Yesterday’s blog concerned self-esteem. Yes! That’s a big one, and accomplishment is usually the key to better self-esteem. I wish I could say that my ‘hobby’, a dysfunctional relationship with my violin for years, will fit the ‘self-esteem’ niche, but, you will have to decide.
Fiddling is a genre different than classical violin, but, at one time, I wanted to do both. When I started fiddling, way too old to learn the violin, I was gung-ho, and that ought to count for something. I have never had a violin lesson in my life, which translates into a lot of bad habits which will take a lifetime to correct, if I am lucky enough to live that long.
Anyway, back in the day I played on Red Ball strings, which were the stiffest strings known to man as far as I know, but they only cost $5. To be honest, it was sometimes a toss-up whether to put $5 worth of gas in my car or buy strings, so my strings got pretty wonky.
Metal violin strings are noted as ‘wound strings’. That means just what it says, and after so much time and pressure, they begin to come unwound. Then you know you are due for something new, or cruising for a performance misadventure. I will admit to a few bad choices in this area.

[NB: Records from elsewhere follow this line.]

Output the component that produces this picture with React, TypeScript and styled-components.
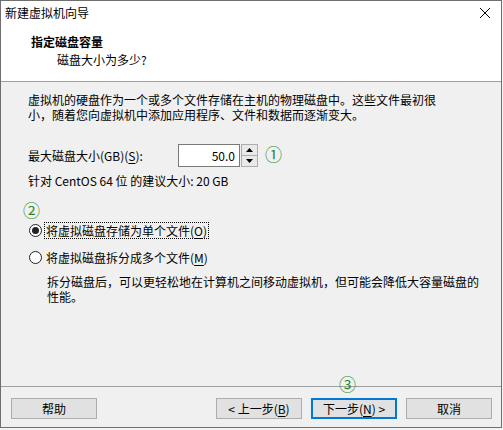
import React from 'react';
import styled, { createGlobalStyle } from 'styled-components';

const GlobalStyle = createGlobalStyle`
  html, body {
    margin: 0;
    padding: 0;
    background: #f3f3f3;
  }
  * {
    box-sizing: border-box;
  }
`;

const font = `"Noto Sans CJK SC", "Noto Sans", sans-serif`;

const Window = styled.div`
  position: relative;
  width: 502px;
  height: 428px;
  border: 1px solid #6f6f6f;
  display: flex;
  flex-direction: column;
  font-family: ${font};
  font-size: 12px;
  color: #000;
  background: #f0f0f0;
`;

const TitleBar = styled.div`
  height: 24px;
  display: flex;
  align-items: center;
  justify-content: space-between;
  padding: 0 10px 0 4px;
  background: #fff;
  line-height: 24px;
`;

const CloseIcon = () => (
  <svg width="12" height="12" viewBox="0 0 12 12">
    <path d="M1 1 L11 11 M11 1 L1 11" stroke="#000" strokeWidth="1" fill="none" />
  </svg>
);

const Header = styled.div`
  background: #fff;
  padding: 9px 0 13px 30px;
  border-bottom: 1px solid #a0a0a0;
`;

const HeaderTitle = styled.div`
  font-weight: bold;
  line-height: 16px;
`;

const HeaderSub = styled.div`
  margin-top: 2px;
  padding-left: 26px;
  line-height: 16px;
`;

const Body = styled.div`
  flex: 1;
  padding: 10px 0 0 27px;
  display: flex;
  flex-direction: column;
  align-items: flex-start;
`;

const Paragraph = styled.p<{ $indent?: number; $top?: number }>`
  margin: ${(p) => p.$top ?? 0}px 0 0 ${(p) => p.$indent ?? 0}px;
  line-height: 15px;
`;

const SizeRow = styled.div`
  margin-top: 22px;
  display: flex;
  align-items: center;
  height: 23px;
`;

const Label = styled.span`
  width: 150px;
  line-height: 16px;
`;

const NumberBox = styled.div`
  width: 62px;
  height: 23px;
  border: 1px solid #7a7a7a;
  background: #fff;
  text-align: right;
  padding-right: 4px;
  line-height: 21px;
`;

const Spinner = styled.div`
  width: 17px;
  height: 23px;
  margin-left: 1px;
  border: 1px solid #adadad;
  display: flex;
  flex-direction: column;
  background: #fff;
`;

const SpinButton = styled.div<{ $down?: boolean }>`
  flex: 1;
  display: flex;
  align-items: center;
  justify-content: center;
  background: #e9e9e9;
  border-top: ${(p) => (p.$down ? '1px solid #adadad' : 'none')};
`;

const Arrow = ({ down }: { down?: boolean }) => (
  <svg width="7" height="4" viewBox="0 0 7 4">
    {down ? <path d="M0 0 H7 L3.5 4 Z" fill="#000" /> : <path d="M0 4 H7 L3.5 0 Z" fill="#000" />}
  </svg>
);

const Marker = styled.span`
  color: #2a8a2a;
  font-size: 17px;
  line-height: 16px;
`;

const SizeMarker = styled(Marker)`
  margin-left: 7px;
  margin-top: -4px;
`;

const Info = styled.div`
  margin-top: 6px;
  line-height: 16px;
`;

const OptionsMarker = styled(Marker)`
  margin: 13px 0 0 -5px;
`;

const RadioRow = styled.label<{ $top: number }>`
  margin-top: ${(p) => p.$top}px;
  height: 17px;
  display: flex;
  align-items: center;
  padding-left: 1px;
`;

const RadioCircle = styled.span<{ $checked?: boolean }>`
  width: 13px;
  height: 13px;
  border-radius: 50%;
  border: 1px solid #222;
  background: #fff;
  display: flex;
  align-items: center;
  justify-content: center;
  &::after {
    content: '';
    display: ${(p) => (p.$checked ? 'block' : 'none')};
    width: 7px;
    height: 7px;
    border-radius: 50%;
    background: #222;
  }
`;

const RadioText = styled.span<{ $focus?: boolean }>`
  margin-left: 2px;
  height: 17px;
  line-height: 15px;
  padding: 0 1px;
  border: 1px dotted ${(p) => (p.$focus ? '#000' : 'transparent')};
`;

const Key = styled.span`
  text-decoration: underline;
  text-underline-offset: 2px;
`;

const Footer = styled.div`
  position: relative;
  border-top: 1px solid #a0a0a0;
  padding: 11px 9px 8px 10px;
  display: flex;
  gap: 9px;
`;

const FooterMarker = styled(Marker)`
  position: absolute;
  left: 338px;
  top: -11px;
`;

const Spacer = styled.div`
  flex: 1;
`;

const Button = styled.div<{ $primary?: boolean }>`
  width: 86px;
  height: 21px;
  background: #e1e1e1;
  border: ${(p) => (p.$primary ? '2px solid #0078d7' : '1px solid #adadad')};
  display: flex;
  align-items: center;
  justify-content: center;
  line-height: 16px;
`;

export default function App() {
  return (
    <>
      <GlobalStyle />
      <Window>
        <TitleBar>
          <span>新建虚拟机向导</span>
          <CloseIcon />
        </TitleBar>
        <Header>
          <HeaderTitle>指定磁盘容量</HeaderTitle>
          <HeaderSub>磁盘大小为多少?</HeaderSub>
        </Header>
        <Body>
          <Paragraph>
            虚拟机的硬盘作为一个或多个文件存储在主机的物理磁盘中。这些文件最初很
            <br />
            小，随着您向虚拟机中添加应用程序、文件和数据而逐渐变大。
          </Paragraph>
          <SizeRow>
            <Label>
              最大磁盘大小(GB)(<Key>S</Key>):
            </Label>
            <NumberBox>50.0</NumberBox>
            <Spinner>
              <SpinButton>
                <Arrow />
              </SpinButton>
              <SpinButton $down>
                <Arrow down />
              </SpinButton>
            </Spinner>
            <SizeMarker>①</SizeMarker>
          </SizeRow>
          <Info>针对 CentOS 64 位 的建议大小: 20 GB</Info>
          <OptionsMarker>②</OptionsMarker>
          <RadioRow $top={4}>
            <RadioCircle $checked />
            <RadioText $focus>
              将虚拟磁盘存储为单个文件(<Key>O</Key>)
            </RadioText>
          </RadioRow>
          <RadioRow $top={10}>
            <RadioCircle />
            <RadioText>
              将虚拟磁盘拆分成多个文件(<Key>M</Key>)
            </RadioText>
          </RadioRow>
          <Paragraph $indent={19} $top={8}>
            拆分磁盘后，可以更轻松地在计算机之间移动虚拟机，但可能会降低大容量磁盘的
            <br />
            性能。
          </Paragraph>
        </Body>
        <Footer>
          <FooterMarker>③</FooterMarker>
          <Button>帮助</Button>
          <Spacer />
          <Button>
            &lt; 上一步(<Key>B</Key>)
          </Button>
          <Button $primary>
            下一步(<Key>N</Key>) &gt;
          </Button>
          <Button>取消</Button>
        </Footer>
      </Window>
    </>
  );
}
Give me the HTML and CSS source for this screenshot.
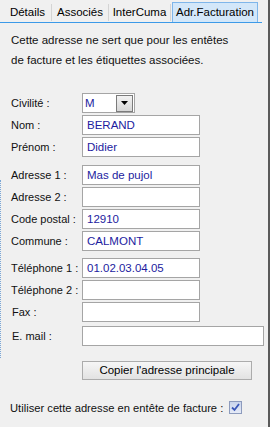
FILE: index.html
```html
<!DOCTYPE html>
<html lang="fr">
<head>
    <meta charset="UTF-8">
    <meta name="viewport" content="width=device-width, initial-scale=1.0">
    <title>Adr.Facturation</title>
    <link rel="stylesheet" href="styles.css">
</head>
<body>
    <div class="panel">
        <div class="tabs">
            <div class="tab tab-details">Détails</div>
            <div class="tab tab-assoc">Associés</div>
            <div class="tab tab-cuma">InterCuma</div>
            <div class="tab tab-fact active">Adr.Facturation</div>
        </div>

        <p class="note">Cette adresse ne sert que pour les entêtes<br>de facture et les étiquettes associées.</p>

        <div class="group group-first">
            <div class="row">
                <span class="label">Civilité :</span>
                <div class="select">
                    <span class="select-value">M</span>
                    <span class="select-btn">
                        <svg width="7" height="4" viewBox="0 0 7 4"><path d="M0 0H7L3.5 4Z" fill="#000"/></svg>
                    </span>
                </div>
            </div>
            <div class="row">
                <span class="label">Nom :</span>
                <div class="field">BERAND</div>
            </div>
            <div class="row">
                <span class="label">Prénom :</span>
                <div class="field">Didier</div>
            </div>
        </div>

        <div class="group group-addr">
            <div class="row">
                <span class="label">Adresse 1 :</span>
                <div class="field">Mas de pujol</div>
            </div>
            <div class="row">
                <span class="label">Adresse 2 :</span>
                <div class="field"></div>
            </div>
            <div class="row">
                <span class="label">Code postal :</span>
                <div class="field">12910</div>
            </div>
            <div class="row">
                <span class="label">Commune :</span>
                <div class="field">CALMONT</div>
            </div>
        </div>

        <div class="group group-tel">
            <div class="row">
                <span class="label">Téléphone 1 :</span>
                <div class="field">01.02.03.04.05</div>
            </div>
            <div class="row">
                <span class="label">Téléphone 2 :</span>
                <div class="field"></div>
            </div>
            <div class="row">
                <span class="label label-indent">Fax :</span>
                <div class="field"></div>
            </div>
            <div class="row row-mail">
                <span class="label label-indent">E. mail :</span>
                <div class="field field-wide"></div>
            </div>
        </div>

        <div class="actions">
            <div class="button">Copier l'adresse principale</div>
        </div>

        <div class="use-row">
            <span>Utiliser cette adresse en entête de facture :</span>
            <span class="check">
                <svg width="9" height="9" viewBox="0 0 9 9"><path d="M1 4.5L3.5 7L8 1" fill="none" stroke="#3a57b8" stroke-width="1.8"/></svg>
            </span>
        </div>

        <div class="edge"></div>
    </div>
</body>
</html>
```

FILE: styles.css
```css
body {
    margin: 0;
    padding: 0;
    background-color: #f0f0f0;
    font-family: "Liberation Sans", Arial, sans-serif;
    font-size: 11.5px;
    color: #000000;
}

.panel {
    position: relative;
    width: 268px;
    height: 427px;
    border-right: 2px solid #5a5a5a;
    overflow: hidden;
}

/* onglets */
.tabs {
    display: flex;
    align-items: flex-end;
    height: 22px;
    margin-right: 6px;
    padding-left: 4px;
    border-bottom: 1px solid #3c9ae8;
}

.tab {
    height: 17px;
    line-height: 17px;
    text-align: center;
    white-space: nowrap;
    border-right: 1px solid #d4d4d4;
    margin-bottom: 1px;
}

.tab-details { width: 47px; }
.tab-assoc { width: 56px; }
.tab-cuma { width: 61px; margin-right: 1px; }

.tab.active {
    width: 84px;
    height: 19px;
    line-height: 19px;
    margin-bottom: 0;
    background-color: #d3e7f9;
    border: 1px solid #7fb6ea;
    border-bottom: none;
}

.note {
    margin: 7px 0 0 11px;
    line-height: 20px;
    color: #111111;
}

/* lignes du formulaire */
.group {
    display: flex;
    flex-direction: column;
    gap: 2px;
}

.group-first { margin-top: 23px; }
.group-addr { margin-top: 8px; }
.group-tel { margin-top: 7px; }

.row {
    display: flex;
    align-items: center;
    height: 20px;
}

.row-mail { margin-top: 2px; }

.label {
    width: 71px;
    padding-left: 11px;
    flex-shrink: 0;
    white-space: nowrap;
    font-size: 11px;
    color: #111111;
}

.label-indent {
    width: 70px;
    padding-left: 12px;
}

.field {
    width: 112px;
    height: 18px;
    line-height: 18px;
    padding-left: 4px;
    background-color: #ffffff;
    border: 1px solid #a5a5a5;
    color: #1c1ca0;
}

.field-wide { width: 176px; }

.select {
    display: flex;
    justify-content: space-between;
    align-items: center;
    width: 49px;
    height: 18px;
    padding-left: 2px;
    background-color: #ffffff;
    border: 1px solid #a5a5a5;
    color: #1c1ca0;
}

.select-btn {
    display: flex;
    justify-content: center;
    align-items: center;
    width: 15px;
    height: 15px;
    margin-right: 1px;
    background: linear-gradient(#f2f2f2, #d6d6d6);
    border: 1px solid #7b7b7b;
}

.actions {
    margin: 15px 0 0 82px;
}

.button {
    width: 168px;
    height: 17px;
    line-height: 17px;
    text-align: center;
    background: linear-gradient(#f6f6f6, #e2e2e2);
    border: 1px solid #acacac;
}

.use-row {
    display: flex;
    align-items: center;
    gap: 6px;
    margin: 21px 0 0 10px;
    white-space: nowrap;
    font-size: 11.2px;
    color: #111111;
}

.check {
    display: flex;
    justify-content: center;
    align-items: center;
    width: 11px;
    height: 11px;
    background: linear-gradient(#c9d4ec, #e6ebf7);
    border: 1px solid #8d9bbd;
}

/* bord pointillé à gauche */
.edge {
    position: absolute;
    left: 0;
    top: 180px;
    width: 1px;
    height: 178px;
    border-left: 1px dotted #7aa6d6;
}
```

I played second fiddle to a lot of old folks years ago, and they used to cut down their bridges so they could move faster, play hoedowns and stuff.
Someone advised me to stay with a cut down bridge because, quote: “Once age and alcohol take their toll, you will have the boost of speed that a lower bridge brings and you’ll stand up to a challenge.”

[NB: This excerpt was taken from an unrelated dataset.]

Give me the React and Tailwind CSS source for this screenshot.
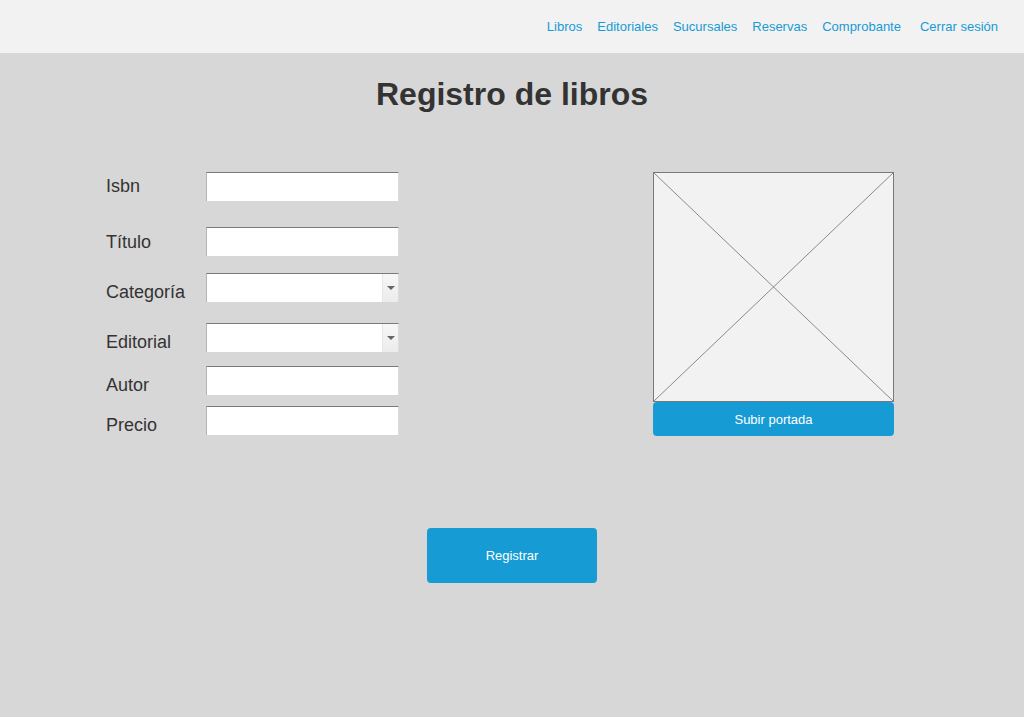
import { useState } from 'react';

const links = ['Libros', 'Editoriales', 'Sucursales', 'Reservas', 'Comprobante'];

// label offset + gap above each row come straight from the mockup
const fields = [
  { label: 'Isbn', type: 'text', mt: 'mt-0', pt: 'pt-[4px]' },
  { label: 'Título', type: 'text', mt: 'mt-[26px]', pt: 'pt-[5px]' },
  { label: 'Categoría', type: 'select', mt: 'mt-[17px]', pt: 'pt-[9px]' },
  { label: 'Editorial', type: 'select', mt: 'mt-[21px]', pt: 'pt-[9px]' },
  { label: 'Autor', type: 'text', mt: 'mt-[14px]', pt: 'pt-[9px]' },
  { label: 'Precio', type: 'text', mt: 'mt-[11px]', pt: 'pt-[9px]' },
];

const Field = ({ field, value, onChange }) => (
  <div className={`flex items-start h-[29px] ${field.mt}`}>
    <label className={`w-[100px] shrink-0 text-[18px] leading-[20px] text-[#333333] ${field.pt}`}>
      {field.label}
    </label>
    <div className="relative h-[29px] w-[193px] bg-white border-t border-t-[#7a7a7a] border-l border-l-[#b5b5b5] border-r border-r-[#dcdcdc]">
      <input
        type="text"
        value={value}
        onChange={e => onChange(e.target.value)}
        className="w-full h-full bg-transparent outline-none px-2 text-[13px]"
      />
      {field.type === 'select' && (
        <div className="absolute right-0 top-0 h-full w-[16px] bg-gradient-to-b from-[#f7f7f7] to-[#ececec] border-l border-l-[#e6e6e6] flex items-center justify-center">
          <span className="block w-0 h-0 border-l-[4px] border-r-[4px] border-t-[4px] border-l-transparent border-r-transparent border-t-[#666666]" />
        </div>
      )}
    </div>
  </div>
);

export default function App() {
  const [values, setValues] = useState({});

  return (
    <div className="min-h-screen bg-[#d7d7d7] font-['Liberation_Sans',Arial,sans-serif]">
      {/* Header */}
      <header className="h-[53px] bg-[#f2f2f2] flex items-center justify-end pr-[26px] pb-px">
        <nav className="flex items-center gap-[15px] text-[13px] text-[#169bd5]">
          {links.map(l => (
            <a key={l} href="#" className="leading-[15px]">{l}</a>
          ))}
          <a href="#" className="ml-[4px] leading-[15px]">Cerrar sesión</a>
        </nav>
      </header>

      <h1 className="mt-[23px] text-center text-[32px] leading-[37px] font-bold text-[#333333]">
        Registro de libros
      </h1>

      <div className="mt-[59px] flex justify-between pl-[106px] pr-[130px]">
        <div className="flex flex-col">
          {fields.map(f => (
            <Field
              key={f.label}
              field={f}
              value={values[f.label] || ''}
              onChange={v => setValues(prev => ({ ...prev, [f.label]: v }))}
            />
          ))}
        </div>

        <div className="flex flex-col w-[241px]">
          <div className="h-[230px] bg-[#f2f2f2] border border-[#797979]">
            <svg width="100%" height="100%" viewBox="0 0 239 228" preserveAspectRatio="none">
              <line x1="0" y1="0" x2="239" y2="228" stroke="#8a8a8a" strokeWidth="1" />
              <line x1="239" y1="0" x2="0" y2="228" stroke="#8a8a8a" strokeWidth="1" />
            </svg>
          </div>
          <button className="h-[34px] pt-[2px] bg-[#169bd5] rounded-[4px] text-white text-[13px]">
            Subir portada
          </button>
        </div>
      </div>

      <div className="mt-[92px] flex justify-center">
        <button className="w-[170px] h-[55px] bg-[#169bd5] rounded-[4px] text-white text-[13px]">
          Registrar
        </button>
      </div>
    </div>
  );
}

Well, I didn’t drink and I wasn’t old then and so I went on to a concert bridge. Now that I do/am both of those things, I regret not keeping a lower bridge, but that’s water under the bridge today. Once you get used to a certain cut of bridge, it’s hard to go back.
The violin and I have a dysfunctional relationship. That means I get frustrated and mad and dump my partner for a while, but I always come back. Like those marriages where everyone secretly thinks the couple should get a divorce, we never quite call it quits forever, although I know there are some who wish we would.
They say bad marriages last about 8 years.
It’s been much longer than that!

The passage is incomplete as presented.